Not timely to criticize one of our main trading partners when we might be looking around for other suppliers of fuel in the near future.
China has a considerable domestic oil production, larger than a large chunk of the world oil exporters. However from memory it only covers around 80% of their domestic consumption. The remainder mostly comes from the Gulf states, and the refined surplus from that gets exported.
Which is why China closed off any of the refined exports on the 13th soon after the latest Israeli Gulf war started.
The probability of getting refined fuel shipments from them is pretty damn low.
In fact, I think that the probability of us getting new significiant shipments of refined fuels or LNG on the water for a while is going to be pretty low. The refiners can probably sell excess exported refined fuel for higher prices closer without a long and costly 10 thousand kilometre transit to NZ.

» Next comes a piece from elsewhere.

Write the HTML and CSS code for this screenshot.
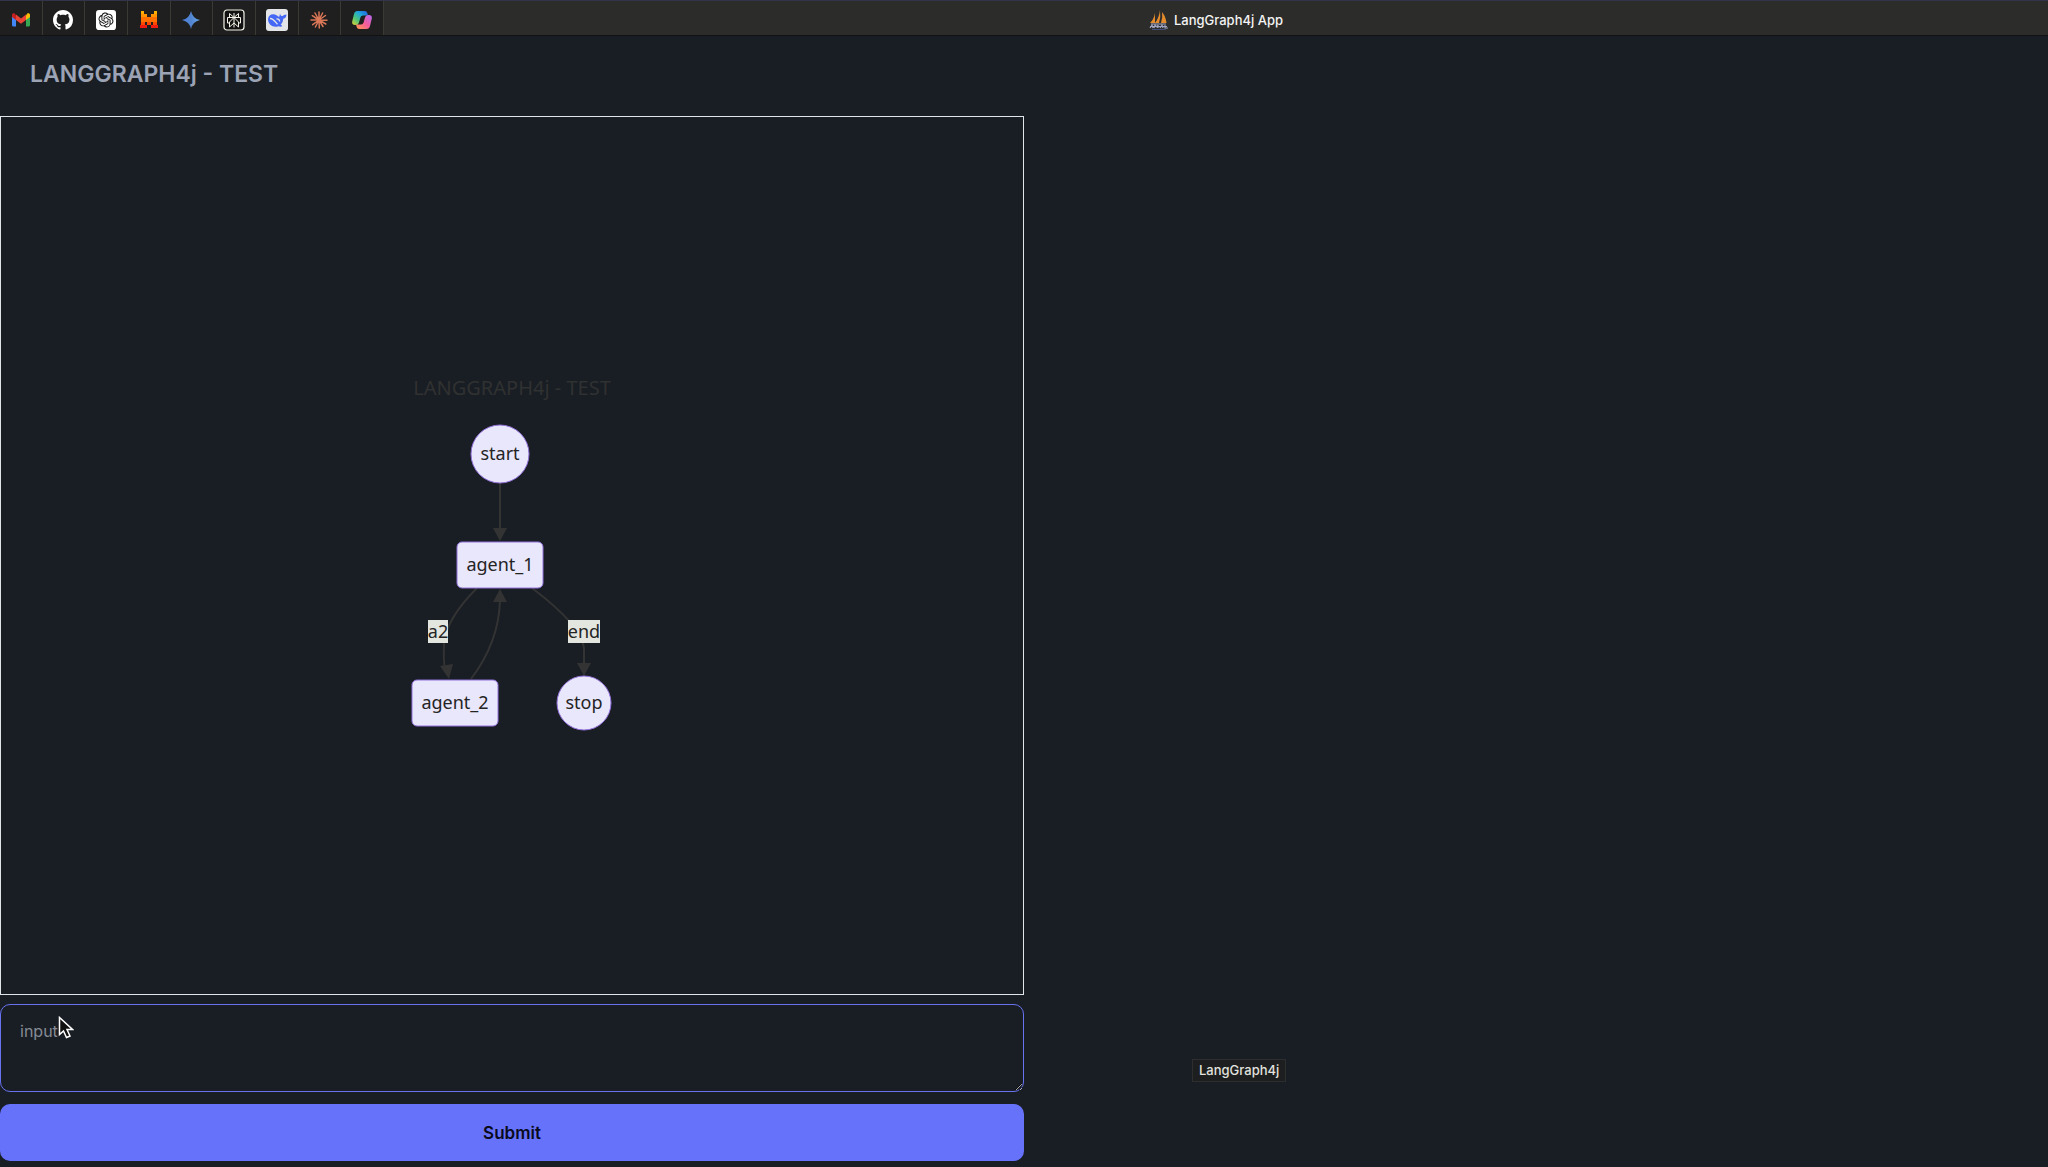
FILE: index.html
```html
<!DOCTYPE html>
<html lang="en">
<head>
<meta charset="utf-8">
<meta name="viewport" content="width=device-width, initial-scale=1">
<title>LangGraph4j App</title>
<link rel="stylesheet" href="styles.css">
</head>
<body>
<header class="tabbar">
  <nav class="pinned" aria-label="Pinned tabs">
    <a class="tab" href="#" aria-label="Gmail"><svg width="18" height="14" viewBox="0 2 18 14"><path fill="#4285f4" d="M0 4v10a1.500 1.500 0 0 0 1.500 1.500H4V8z"/><path fill="#34a853" d="M14 8v7.500h2.500A1.500 1.500 0 0 0 18 14V4z"/><path fill="#fbbc04" d="M14 4.500V9l4-3V4c0-1.800-2-2-3-1.200z"/><path fill="#c5221f" d="M0 4v2l4 3V4.500L3 2.800C2 2 0 2.200 0 4z"/><path fill="#ea4335" d="M4 9V3.600l5 3.800 5-3.800V9l-5 3.800z"/></svg></a>
    <a class="tab" href="#" aria-label="GitHub"><svg width="20" height="20" viewBox="0 0 16 16"><path fill="#fff" d="M8 0C3.580 0 0 3.580 0 8c0 3.540 2.290 6.530 5.470 7.590.4.070.55-.17.55-.38 0-.19-.01-.82-.01-1.490-2.010.37-2.530-.49-2.690-.94-.09-.23-.48-.94-.82-1.130-.28-.15-.68-.52-.01-.53.63-.01 1.080.58 1.230.82.72 1.210 1.870.87 2.330.66.07-.52.28-.87.51-1.070-1.780-.2-3.640-.89-3.640-3.950 0-.87.31-1.590.82-2.150-.08-.2-.36-1.020.08-2.120 0 0 .67-.21 2.200.82.64-.18 1.320-.27 2-.27s1.360.09 2 .27c1.530-1.040 2.200-.82 2.200-.82.44 1.100.16 1.920.08 2.120.51.56.82 1.270.82 2.150 0 3.070-1.870 3.750-3.650 3.950.29.25.54.73.54 1.480 0 1.070-.01 1.930-.01 2.200 0 .21.15.46.55.38A8.010 8.010 0 0 0 16 8c0-4.420-3.580-8-8-8z"/></svg></a>
    <a class="tab" href="#" aria-label="ChatGPT"><svg width="20" height="20" viewBox="-4 -4 32 32"><rect x="-4" y="-4" width="32" height="32" rx="5" fill="#fff"/><path fill="#111" d="M22.2819 9.8211a5.9847 5.9847 0 0 0-.5157-4.9108 6.0462 6.0462 0 0 0-6.5098-2.9A6.0651 6.0651 0 0 0 4.9807 4.1818a5.9847 5.9847 0 0 0-3.9977 2.9 6.0462 6.0462 0 0 0 .7427 7.0966 5.98 5.98 0 0 0 .511 4.9107 6.051 6.051 0 0 0 6.5146 2.9001A5.9847 5.9847 0 0 0 13.2599 24a6.0557 6.0557 0 0 0 5.7718-4.2058 5.9894 5.9894 0 0 0 3.9977-2.9001 6.0557 6.0557 0 0 0-.7475-7.0729zm-9.022 12.6081a4.4755 4.4755 0 0 1-2.8764-1.0408l.1419-.0804 4.7783-2.7582a.7948.7948 0 0 0 .3927-.6813v-6.7369l2.02 1.1686a.071.071 0 0 1 .038.052v5.5826a4.504 4.504 0 0 1-4.4945 4.4944zm-9.6607-4.1254a4.4708 4.4708 0 0 1-.5346-3.0137l.142.0852 4.783 2.7582a.7712.7712 0 0 0 .7806 0l5.8428-3.3685v2.3324a.0804.0804 0 0 1-.0332.0615L9.74 19.9502a4.4992 4.4992 0 0 1-6.1408-1.6464zM2.3408 7.8956a4.485 4.485 0 0 1 2.3655-1.9728V11.6a.7664.7664 0 0 0 .3879.6765l5.8144 3.3543-2.0201 1.1685a.0757.0757 0 0 1-.071 0l-4.8303-2.7865A4.504 4.504 0 0 1 2.3408 7.872zm16.5963 3.8558L13.1038 8.364 15.1192 7.2a.0757.0757 0 0 1 .071 0l4.8303 2.7913a4.4944 4.4944 0 0 1-.6765 8.1042v-5.6772a.79.79 0 0 0-.407-.667zm2.0107-3.0231l-.142-.0852-4.7735-2.7818a.7759.7759 0 0 0-.7854 0L9.409 9.2297V6.8974a.0662.0662 0 0 1 .0284-.0615l4.8303-2.7866a4.4992 4.4992 0 0 1 6.6802 4.66zM8.3065 12.863l-2.02-1.1638a.0804.0804 0 0 1-.038-.0567V6.0742a4.4992 4.4992 0 0 1 7.3757-3.4537l-.142.0805L8.704 5.459a.7948.7948 0 0 0-.3927.6813zm1.0976-2.3654l2.602-1.4998 2.6069 1.4998v2.9994l-2.5974 1.4997-2.6067-1.4997Z"/></svg></a>
    <a class="tab" href="#" aria-label="Mistral"><svg width="20" height="18" viewBox="0 0 20 18"><path fill="#ffb000" d="M2 0h3v4H2zM15 0h3v4h-3z"/><path fill="#ff9300" d="M2 3h6v4H2zM12 3h6v4h-6z"/><path fill="#ff7000" d="M2 6h16v5H2z"/><path fill="#ff4900" d="M2 11h4v4H2zM8 11h4v3H8zM14 11h4v4h-4z"/><path fill="#f01c12" d="M1 14h7v3H1zM12 14h7v3h-7z"/></svg></a>
    <a class="tab" href="#" aria-label="Gemini"><svg width="18" height="18" viewBox="0 0 18 18"><defs><linearGradient id="gem" x1="0" x2="1"><stop stop-color="#4c83df"/><stop offset=".5" stop-color="#5284cf"/><stop offset="1" stop-color="#65a9ed"/></linearGradient></defs><path fill="url(#gem)" d="M9 0q1.500 7.500 9 9-7.500 1.500-9 9-1.500-7.500-9-9 7.500-1.500 9-9z"/></svg></a>
    <a class="tab" href="#" aria-label="Perplexity"><svg width="22" height="22" viewBox="0 0 22 22" fill="none" stroke="#f5f3e9"><rect x="1" y="1" width="20" height="20" rx="3" fill="#111" stroke-width="1.200"/><path stroke-width="1" d="M11 4v14.500M6.500 4.500v4M15.500 4.500v4M6.500 4.500 11 8.500l4.500-4M4.500 8.500h13v5.500h-2M4.500 8.500V14h2M11 8.500 6.500 13v5l4.500-4 4.500 4v-5L11 8.500"/></svg></a>
    <a class="tab" href="#" aria-label="DeepSeek"><svg width="22" height="22" viewBox="0 0 22 22"><rect width="22" height="22" rx="3" fill="#e3e5e8"/><path fill="#4568f5" d="M2 10c.5-4.500 5-6 9-3.500l2 1.500c.9-.8.5-2 1-3.200.5 1.500 1.200 2.400 2.600 2.300.8-.6 1.800-1.600 3.900-1.600-.1 2.800-1.200 3.900-3.200 4.200-.3 2.700-1.200 4.500-2.600 5.800l1.700 1.500c-1.200.9-2.600.8-4 .2C7.500 19 2 16 2 10z"/><path fill="none" stroke="#e3e5e8" stroke-width="1.300" d="M4 9.500c3-.2 5.500 3.500 7.500 5.800M10.500 10c1.800-.2 3 1 3.200 2.500"/></svg></a>
    <a class="tab" href="#" aria-label="Claude"><svg width="18" height="18" viewBox="0 0 18 18" stroke="#d97757" stroke-width="1.500" stroke-linecap="round"><path d="M9 9V1M9 9l3.600-7M9 9l6.500-4.500M9 9l8 .2M9 9l6.800 4M9 9l4 6.500M9 9l.3 8M9 9l-3.600 7M9 9l-6.300 4.700M9 9l-8-.1M9 9 2.300 4.700M9 9 5 2"/></svg></a>
    <a class="tab" href="#" aria-label="Copilot"><svg width="20" height="18" viewBox="0 0 20 18"><defs><linearGradient id="co1" x1="0" y1="1" x2="1" y2="0"><stop stop-color="#e4d52f"/><stop offset=".35" stop-color="#4ac47b"/><stop offset=".65" stop-color="#1ea5df"/><stop offset="1" stop-color="#2558d8"/></linearGradient><linearGradient id="co2" x1="1" y1="0" x2="0" y2="1"><stop stop-color="#b36bf5"/><stop offset=".5" stop-color="#f35b9b"/><stop offset="1" stop-color="#ff9c49"/></linearGradient></defs><path fill="url(#co1)" d="M5.500 0H13q1.800 0 2.300 2l.7 2.500H11Q9 4.500 8.400 6.500L7 11.500Q6.300 14 4 14H3Q-.5 14 .3 10L2 3Q2.700 0 5.500 0z"/><path fill="url(#co2)" d="M14.500 18H7q-1.800 0-2.300-2L4 13.500h5q2 0 2.600-2L13 6.500Q13.700 4 16 4h1q3.500 0 2.700 4L18 15q-.7 3-3.500 3z"/></svg></a>
  </nav>
  <div class="active-tab">
    <svg width="20" height="20" viewBox="0 0 20 20"><path fill="#e58b2c" d="M6 3v10H1q4-4 5-10zM11 0q1 7-1 13H6q4-5 5-13zM13 2q4 5 4.500 11H12q2-6 1-11z"/><path fill="none" stroke="#9fa3bf" stroke-width="1.200" d="M2 14h15M1 18l2-3 1 3M5 18l1-3 2 2 1-2v3M11 18l2-3 1 3M16 15v3h3M1 16.500h17"/><path stroke="#434d7c" d="M3 19.500h14"/></svg>
    <span>LangGraph4j App</span>
  </div>
</header>
<h1 class="title">LANGGRAPH4j - TEST</h1>
<main class="workspace">
  <form class="panel" onsubmit="return false">
    <section class="graph" aria-label="Graph">
      <svg class="diagram" width="204" height="353" viewBox="410 379 204 353">
        <text class="diagram-title" x="512" y="395">LANGGRAPH4j - TEST</text>
        <g class="edge">
          <path d="M500 483v48M477 588Q445 620 444 645t3 26M471 679Q499 642 500 600M532 588q50 38 52 60v20"/>
          <path class="arrow" d="M493 528h14l-7 13zM440 666l13-2-4 15zM577 663h14l-7 13zM493 602h14l-7-13z"/>
        </g>
        <g class="node">
          <circle cx="500" cy="454" r="29"/>
          <rect x="457" y="542" width="86" height="46" rx="5"/>
          <rect x="412" y="680" width="86" height="46" rx="5"/>
          <circle cx="584" cy="703" r="27"/>
        </g>
        <path class="edge-label" d="M428 620h20v23h-20zM568 620h32v23h-32z"/>
        <g class="label">
          <text x="500" y="460">start</text>
          <text x="500" y="571">agent_1</text>
          <text x="455" y="709">agent_2</text>
          <text x="584" y="709">stop</text>
          <text x="438" y="638">a2</text>
          <text x="584" y="638">end</text>
        </g>
      </svg>
    </section>
    <textarea class="input" aria-label="input" placeholder="input"></textarea>
    <button class="submit" type="submit">Submit</button>
  </form>
  <section class="output" aria-label="Output"></section>
</main>
<div class="tooltip" role="tooltip">LangGraph4j</div>
<svg class="cursor" width="16" height="24" viewBox="0 0 16 24" aria-hidden="true"><path fill="#111" stroke="#fff" stroke-width="1.500" d="M1.500 1.500v17l4-3.500 3 6.500 3.500-1.500-3-6.500h5.500z"/></svg>
</body>
</html>
```
FILE: styles.css
```css
* {
  box-sizing: border-box;
}

body {
  margin: 0;
  min-height: 100vh;
  display: flex;
  flex-direction: column;
  background: #191e24;
  color: #a6adbb;
  font-family: Inter, "Liberation Sans", sans-serif;
}

.tabbar {
  display: flex;
  height: 36px;
  background: #2c2c2b;
  border-top: 1px solid #33334a;
  border-bottom: 1px solid #101214;
}

.pinned {
  display: grid;
  grid-template-columns: repeat(9, 1fr);
  width: 384px;
  background: #1e1f1e;
}

.tab {
  display: flex;
  align-items: center;
  justify-content: center;
  padding-top: 3px;
  border-right: 1px solid #3a3a34;
}

.active-tab {
  flex: 1;
  display: flex;
  align-items: center;
  justify-content: center;
  gap: 5px;
  padding-top: 3px;
  color: #f4f4f4;
  font-size: 13px;
  font-weight: 500;
}

.title {
  margin: 0;
  padding: 24px 30px;
  height: 80px;
  color: #9ba3b4;
  font-size: 23px;
  line-height: 28px;
  font-weight: 600;
}

.workspace {
  flex: 1;
  display: grid;
  grid-template-columns: 1fr 1fr;
}

.panel {
  display: flex;
  flex-direction: column;
  padding-bottom: 6px;
}

.graph {
  flex: 1;
  display: flex;
  align-items: center;
  justify-content: center;
  margin-bottom: 9px;
  border: 1px solid #dfe5e8;
}

.diagram {
  display: block;
  overflow: visible;
  font-family: "Noto Sans", sans-serif;
  text-anchor: middle;
}

.diagram-title {
  fill: #303131;
  font-size: 20px;
}

.label {
  fill: #242424;
  font-size: 18px;
}

.node {
  fill: #e9e7fb;
  stroke: #9370db;
  stroke-width: 1;
}

.edge {
  fill: none;
  stroke: #333;
  stroke-width: 2;
}

.arrow {
  fill: #333;
  stroke: none;
}

.edge-label {
  fill: #e3e5df;
}

.input {
  display: block;
  width: 100%;
  height: 88px;
  margin: 0 0 12px;
  padding: 14px 19px;
  border: 1px solid #6872f0;
  border-radius: 10px;
  background: transparent;
  color: #a6adbb;
  font: 16px/24px Inter, "Liberation Sans", sans-serif;
  resize: vertical;
}

.input::placeholder {
  color: #858b96;
}

.submit {
  height: 57px;
  border: 0;
  border-radius: 10px;
  background: #6772fb;
  color: #090b1d;
  font: 600 17px/24px Inter, "Liberation Sans", sans-serif;
}

.tooltip {
  position: absolute;
  left: 1192px;
  top: 1059px;
  padding: 2px 6px;
  border: 1px solid #2d2e2e;
  background: #1c1e1f;
  color: #e2e2df;
  font-size: 13px;
  line-height: 17px;
  font-weight: 500;
}

.cursor {
  position: absolute;
  left: 58px;
  top: 1016px;
}
```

"it only covers around 80% of their domestic consumption."
China imports 68% of their domestic oil consumption.
https://www.worldometers.info/oil/china-oil/
Yeah, you're right. They produce 80% of their domestic hydrocarbons – mostly coal.
Campbell is wearying.
New Zealand's massive trade reliance on China ought not stop us saying what is wrong with China. MFAT are right.
If China's government had a slightly thicker skin than an Axolotyl this would not be an issue at all. China's reaction simply illustrates paranoia and insecurity.
And yes, it is completely within our own national interests to protest against any threat to free passage within the international sea lanes that enable our Asian exports.